There may be an interaction between benazepril and any of the following:
- acetylsalicylic acid (ASA)
- alpha blockers (e.g., alfuzosin, doxazosin, tamsulosin)
- alpha-1 blockers (e.g., doxazosin, prazosin, tamsulosin)
- alpha-2 blockers (e.g., clonidine, dexmedetomidine, methyldopa)
- amphetamines (e.g., dextroamphetamine, phentermine)
- angiotensin II receptor blockers (e.g., irbesartan, losartan, valsartan)
- antacids (e.g., aluminum hydroxide, calcium carbonate, magnesium hydroxide)
- antipsychotics (e.g., chlorpromazine, clozapine, haloperidol, olanzapine, quetiapine, risperidone)
- barbiturates (e.g., butalbital, phenobarbital)

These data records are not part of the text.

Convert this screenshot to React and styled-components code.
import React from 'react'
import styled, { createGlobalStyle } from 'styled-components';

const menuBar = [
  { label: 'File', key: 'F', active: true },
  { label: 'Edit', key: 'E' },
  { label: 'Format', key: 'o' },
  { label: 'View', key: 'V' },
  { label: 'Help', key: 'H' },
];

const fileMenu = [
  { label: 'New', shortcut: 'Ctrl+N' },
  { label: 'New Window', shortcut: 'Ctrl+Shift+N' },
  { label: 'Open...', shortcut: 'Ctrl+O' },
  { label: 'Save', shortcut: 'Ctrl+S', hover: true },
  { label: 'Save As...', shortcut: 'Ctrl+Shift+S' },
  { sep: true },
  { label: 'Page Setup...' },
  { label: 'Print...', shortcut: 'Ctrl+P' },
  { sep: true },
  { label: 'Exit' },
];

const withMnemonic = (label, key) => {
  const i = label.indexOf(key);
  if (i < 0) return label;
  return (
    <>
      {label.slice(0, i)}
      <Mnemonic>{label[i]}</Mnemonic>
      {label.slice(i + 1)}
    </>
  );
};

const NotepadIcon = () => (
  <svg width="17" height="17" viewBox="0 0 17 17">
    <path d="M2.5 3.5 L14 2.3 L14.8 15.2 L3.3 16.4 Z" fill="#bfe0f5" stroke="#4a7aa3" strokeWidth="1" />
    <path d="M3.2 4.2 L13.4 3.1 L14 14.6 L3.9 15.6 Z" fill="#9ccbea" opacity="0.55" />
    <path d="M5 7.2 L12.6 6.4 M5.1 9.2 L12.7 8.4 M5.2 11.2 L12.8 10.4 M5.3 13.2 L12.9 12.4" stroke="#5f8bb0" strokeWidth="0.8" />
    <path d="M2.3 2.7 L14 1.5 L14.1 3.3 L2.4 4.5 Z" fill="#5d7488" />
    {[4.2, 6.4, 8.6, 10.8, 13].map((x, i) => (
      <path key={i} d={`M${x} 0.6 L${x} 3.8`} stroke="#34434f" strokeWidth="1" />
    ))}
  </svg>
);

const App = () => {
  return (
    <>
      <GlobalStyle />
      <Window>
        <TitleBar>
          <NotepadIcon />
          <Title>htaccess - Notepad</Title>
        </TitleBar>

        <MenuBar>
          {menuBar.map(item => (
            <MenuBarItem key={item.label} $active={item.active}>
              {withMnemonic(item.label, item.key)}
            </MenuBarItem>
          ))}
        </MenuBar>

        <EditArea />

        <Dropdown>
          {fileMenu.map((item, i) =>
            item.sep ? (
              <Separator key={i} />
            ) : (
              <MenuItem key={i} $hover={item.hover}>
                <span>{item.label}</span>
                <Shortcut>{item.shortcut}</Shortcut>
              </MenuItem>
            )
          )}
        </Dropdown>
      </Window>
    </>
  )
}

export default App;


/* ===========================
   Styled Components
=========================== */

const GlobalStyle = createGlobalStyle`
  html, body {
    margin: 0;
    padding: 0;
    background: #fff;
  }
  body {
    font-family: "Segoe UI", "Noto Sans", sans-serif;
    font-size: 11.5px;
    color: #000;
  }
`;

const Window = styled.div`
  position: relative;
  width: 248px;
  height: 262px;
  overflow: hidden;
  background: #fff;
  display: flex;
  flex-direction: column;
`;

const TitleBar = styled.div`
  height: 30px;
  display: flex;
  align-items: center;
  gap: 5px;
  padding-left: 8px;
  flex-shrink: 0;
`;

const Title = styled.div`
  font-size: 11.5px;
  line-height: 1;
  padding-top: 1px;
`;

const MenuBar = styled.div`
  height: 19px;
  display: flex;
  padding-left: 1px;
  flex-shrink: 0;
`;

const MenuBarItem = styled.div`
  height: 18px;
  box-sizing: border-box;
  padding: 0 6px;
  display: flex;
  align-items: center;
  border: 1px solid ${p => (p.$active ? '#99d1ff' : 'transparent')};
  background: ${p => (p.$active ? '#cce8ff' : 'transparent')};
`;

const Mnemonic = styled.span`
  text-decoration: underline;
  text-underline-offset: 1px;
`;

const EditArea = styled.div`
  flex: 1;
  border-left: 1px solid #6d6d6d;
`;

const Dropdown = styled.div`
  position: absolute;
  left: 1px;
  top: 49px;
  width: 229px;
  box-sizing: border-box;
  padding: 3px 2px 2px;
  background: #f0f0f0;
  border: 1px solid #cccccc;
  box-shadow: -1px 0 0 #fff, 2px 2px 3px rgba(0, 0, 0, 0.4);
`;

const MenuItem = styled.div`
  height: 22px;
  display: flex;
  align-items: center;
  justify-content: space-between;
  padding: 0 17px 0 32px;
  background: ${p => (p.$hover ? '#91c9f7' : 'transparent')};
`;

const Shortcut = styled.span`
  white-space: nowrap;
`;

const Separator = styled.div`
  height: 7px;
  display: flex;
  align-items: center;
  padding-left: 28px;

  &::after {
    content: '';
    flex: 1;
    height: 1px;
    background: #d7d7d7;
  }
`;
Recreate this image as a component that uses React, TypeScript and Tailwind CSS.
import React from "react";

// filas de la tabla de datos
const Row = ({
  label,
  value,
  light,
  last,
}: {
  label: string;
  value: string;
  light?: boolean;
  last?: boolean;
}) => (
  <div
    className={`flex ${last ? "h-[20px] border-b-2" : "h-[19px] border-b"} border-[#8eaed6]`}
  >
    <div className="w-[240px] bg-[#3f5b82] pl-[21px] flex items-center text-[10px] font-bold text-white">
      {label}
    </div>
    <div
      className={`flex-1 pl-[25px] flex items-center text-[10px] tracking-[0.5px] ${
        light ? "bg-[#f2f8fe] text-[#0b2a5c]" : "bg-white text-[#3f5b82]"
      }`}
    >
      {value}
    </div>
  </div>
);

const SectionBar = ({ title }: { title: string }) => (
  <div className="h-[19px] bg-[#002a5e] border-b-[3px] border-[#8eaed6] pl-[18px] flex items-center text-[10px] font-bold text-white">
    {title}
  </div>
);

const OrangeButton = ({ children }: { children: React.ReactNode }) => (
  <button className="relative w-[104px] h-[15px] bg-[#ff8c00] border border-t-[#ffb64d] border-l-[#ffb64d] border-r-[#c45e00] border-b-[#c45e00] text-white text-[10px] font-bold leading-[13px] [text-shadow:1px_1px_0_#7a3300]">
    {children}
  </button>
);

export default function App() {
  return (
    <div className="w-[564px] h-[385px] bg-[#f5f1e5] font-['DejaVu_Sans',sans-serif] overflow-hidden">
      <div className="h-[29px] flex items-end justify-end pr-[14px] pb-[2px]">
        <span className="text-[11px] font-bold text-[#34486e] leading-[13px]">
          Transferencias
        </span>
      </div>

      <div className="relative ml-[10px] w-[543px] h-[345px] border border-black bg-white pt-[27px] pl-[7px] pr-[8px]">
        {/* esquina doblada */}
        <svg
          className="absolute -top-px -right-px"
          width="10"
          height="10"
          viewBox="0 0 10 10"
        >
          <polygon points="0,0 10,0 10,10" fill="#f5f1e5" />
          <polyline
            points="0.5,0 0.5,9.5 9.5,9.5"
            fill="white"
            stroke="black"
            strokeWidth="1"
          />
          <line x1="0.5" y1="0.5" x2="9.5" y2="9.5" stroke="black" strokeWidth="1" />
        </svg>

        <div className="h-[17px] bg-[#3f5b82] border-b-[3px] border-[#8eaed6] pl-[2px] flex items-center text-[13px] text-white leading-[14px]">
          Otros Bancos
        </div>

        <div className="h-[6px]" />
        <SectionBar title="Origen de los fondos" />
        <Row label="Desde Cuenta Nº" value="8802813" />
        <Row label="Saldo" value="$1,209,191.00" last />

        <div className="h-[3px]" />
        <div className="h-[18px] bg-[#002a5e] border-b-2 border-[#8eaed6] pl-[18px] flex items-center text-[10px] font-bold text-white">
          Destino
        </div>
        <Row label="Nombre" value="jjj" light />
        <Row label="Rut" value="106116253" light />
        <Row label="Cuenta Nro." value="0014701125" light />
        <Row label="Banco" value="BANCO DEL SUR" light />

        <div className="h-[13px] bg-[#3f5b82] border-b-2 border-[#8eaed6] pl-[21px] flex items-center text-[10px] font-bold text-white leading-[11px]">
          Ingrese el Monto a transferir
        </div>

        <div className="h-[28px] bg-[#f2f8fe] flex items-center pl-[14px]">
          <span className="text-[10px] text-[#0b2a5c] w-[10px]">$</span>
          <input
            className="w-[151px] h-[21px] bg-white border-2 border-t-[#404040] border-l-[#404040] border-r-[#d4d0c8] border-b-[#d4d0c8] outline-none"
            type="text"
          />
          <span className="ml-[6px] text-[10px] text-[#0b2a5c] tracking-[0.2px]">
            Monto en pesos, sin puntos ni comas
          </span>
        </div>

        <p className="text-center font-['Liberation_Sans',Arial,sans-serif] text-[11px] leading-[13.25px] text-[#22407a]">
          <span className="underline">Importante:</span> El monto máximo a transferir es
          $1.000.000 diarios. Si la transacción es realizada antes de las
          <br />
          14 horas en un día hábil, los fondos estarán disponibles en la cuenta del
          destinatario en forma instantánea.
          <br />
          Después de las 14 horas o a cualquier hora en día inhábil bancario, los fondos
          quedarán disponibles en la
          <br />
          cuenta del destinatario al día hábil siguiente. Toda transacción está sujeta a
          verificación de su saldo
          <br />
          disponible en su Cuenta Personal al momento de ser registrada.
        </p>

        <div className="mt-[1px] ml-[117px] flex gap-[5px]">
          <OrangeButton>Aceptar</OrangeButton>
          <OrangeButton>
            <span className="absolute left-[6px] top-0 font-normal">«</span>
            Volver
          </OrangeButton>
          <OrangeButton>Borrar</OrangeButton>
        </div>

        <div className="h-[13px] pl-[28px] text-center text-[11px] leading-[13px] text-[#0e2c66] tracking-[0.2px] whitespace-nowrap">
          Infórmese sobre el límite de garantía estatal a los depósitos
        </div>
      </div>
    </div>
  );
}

- beta-blockers (e.g., atenolol, carvedilol, propranolol)
- calcium channel blockers (e.g., amlodipine, diltiazem, nifedipine, verapamil)
- diuretics (water pills; e.g., furosemide, hydrochlorothiazide)
- "gliptin" diabetes medications (e.g., linagliptin, saxagliptin, sitagliptin)
- gold salts
- grass pollen extract
- iron dextran complex
- low-molecular-weight heparins (e.g., dalteparin, tinzaparin)
- MAO inhibitors (e.g., moclobemide, phenelzine, rasagiline, selegiline)
- medications that increase potassium levels (e.g., potassium supplements, salt substitutes containing potassium)
- nitrates (e.g., nitroglycerin, isosorbide dinitrate, isosorbide mononitrate)
- nonsteroidal anti-inflammatory medications (NSAIDs; e.g., ibuprofen, indomethacin, naproxen)
- other angiotensin converting enzyme inhibitors (ACEIs; e.g., captopril, ramipril)
- phosphodiesterase-5 inhibitors (e.g., sildenafil, tadalafil)
- potassium-sparing diuretics (e.g., spironolactone, amiloride, triamterene)
- quinolone antibiotics (e.g., ciprofloxacin)
- sodium phosphates
- tricyclic antidepressants (e.g., amitriptyline, clomipramine, desipramine, trimipramine)
If you are taking any of these medications, speak with your doctor or pharmacist. Depending on your specific circumstances, your doctor may want you to:
- stop taking one of the medications,
- change one of the medications to another,
- change how you are taking one or both of the medications, or
- leave everything as is.
An interaction between two medications does not always mean that you must stop taking one of them. Speak to your doctor about how any drug interactions are being managed or should be managed.
Medications other than those listed above may interact with this medication. Tell your doctor or prescriber about all prescription, over-the-counter (non-prescription), and herbal medications you are taking. Also tell them about any supplements you take. Since caffeine, alcohol, the nicotine from cigarettes, or street drugs can affect the action of many medications, you should let your prescriber know if you use them.